This document covers benchmarking and analysis of benchmark results for ANN search implementation provided by Lucene 9.1 and how it compares with ANN implementation from k-NN that is based on nmslib HNSW.
For this benchmark we’ll be using experimental branch of OpenSearch with integrated Lucene 9.1, that is based on OpenSearch 2.0. Some basic code from kNN plugin has been integrated to POC branch with minor additional adjustments that makes code compatible with OpenSearch.
Final deployed artifact is at POC level and supports only straightforward scenarios.
For benchmarking we’ll be using one dataset with following parameters
Dataset | Train size | Dimensions | Distance | Format |
---|---|---|---|---|
SIFT | 1.000.000 | 128 | L2 | hdf5 |
GloVe | 1.183.514 | 100 | Angular | hdf5 |
Every cluster has multiple dedicated leader nodes and one data node. For leader nodes we use c5.xlarge EC2 instance type. For data node we use r5.8xlarge EC2 instance type.
Memory allocation for data nodes set to 32Gb. While KNN plugin uses platform native implementation that uses off heap memory HNSW algorithm from Lucene 9.1 is Java native and uses heap to store generated graph.

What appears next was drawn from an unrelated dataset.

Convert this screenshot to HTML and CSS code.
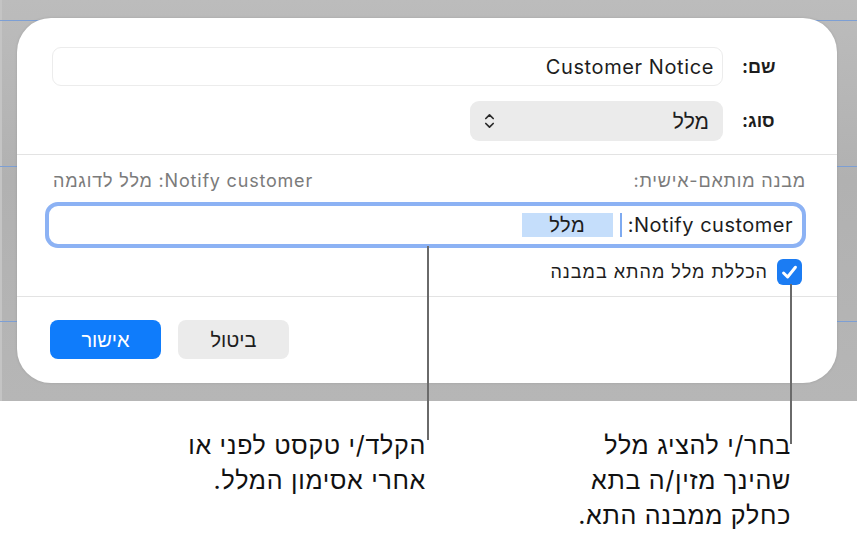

Following set of parameters were used for experiments:
max connections | beam width | shard count | replica count |
---|---|---|---|
4-96 | 512 | 1 | 0 |
m | ef_construction | ef_search | shard count | replica count |
---|---|---|---|---|
4-96 | 512 | 512 | 1 | 0 |
For each implementation we conducted series of experiments with m
or max_connections
values from 4 to 96. Value for ef_connection
and beam_width
is fixed to 512
.
For k-NN plugin we haven't done additional warm-up before search query step.
For indexing, the following metrics were produced:
- indexing throughput (docs/second) — The number of documents per second that were made searchable. To calculate this metric, the following formula was used:
data_set_size / (total_index_time_s + total_refresh_time_s)
- index size after refresh (GB) — Size of the index in GB after the refresh step finishes.
For Querying, the following metrics were produced:
- p50, p90, p99 query latency (ms) — percentile metrics for the time it took to process a single query excluding network latency. For k-NN plugin we haven't done additional warm-up before search query step.
- recall@k (fraction between 0.0 and 1.0) — fraction of ground truth results found in results returned by the plugin.
- memory (GB) — Amount of memory used during search. For KNN is the memory taken by native data structures, we use plugin specific stats API to retrieve this information. For Lucene 9.x solution we've used OpenSearch stats API and combined heap used memory for all nodes.
For load test we are running query test on the cluster uninterruptedly for 168 hours (7 days). Indention was to check if there are changes in performance and/or cluster stability with time under constant load. Four different data sets and clusters with different configurations were used. There are no noticeable degradation in performance or cluster stability.
Based on collected metrics exiting k-NN plugin is capable of reaching higher recall values. When recall values for both solutions are equal solution based on Lucene 9.1 comsumes less memory (both index storage and query) and shows better latencies.
Solution based on Lucene 9.1 showed itself as stable, during 168 hours (7 days) of constant query load there were no degradation of performance or cluster stability.
Overall conclusion for Lucene 9.1 solution is following - it’s stable, shows better query latencies with lower memory consumption. The downsides of such solution are lower recall and much lower throughput during indexing.
I opened opensearch-project/documentation-website#1933 to document these and other differences.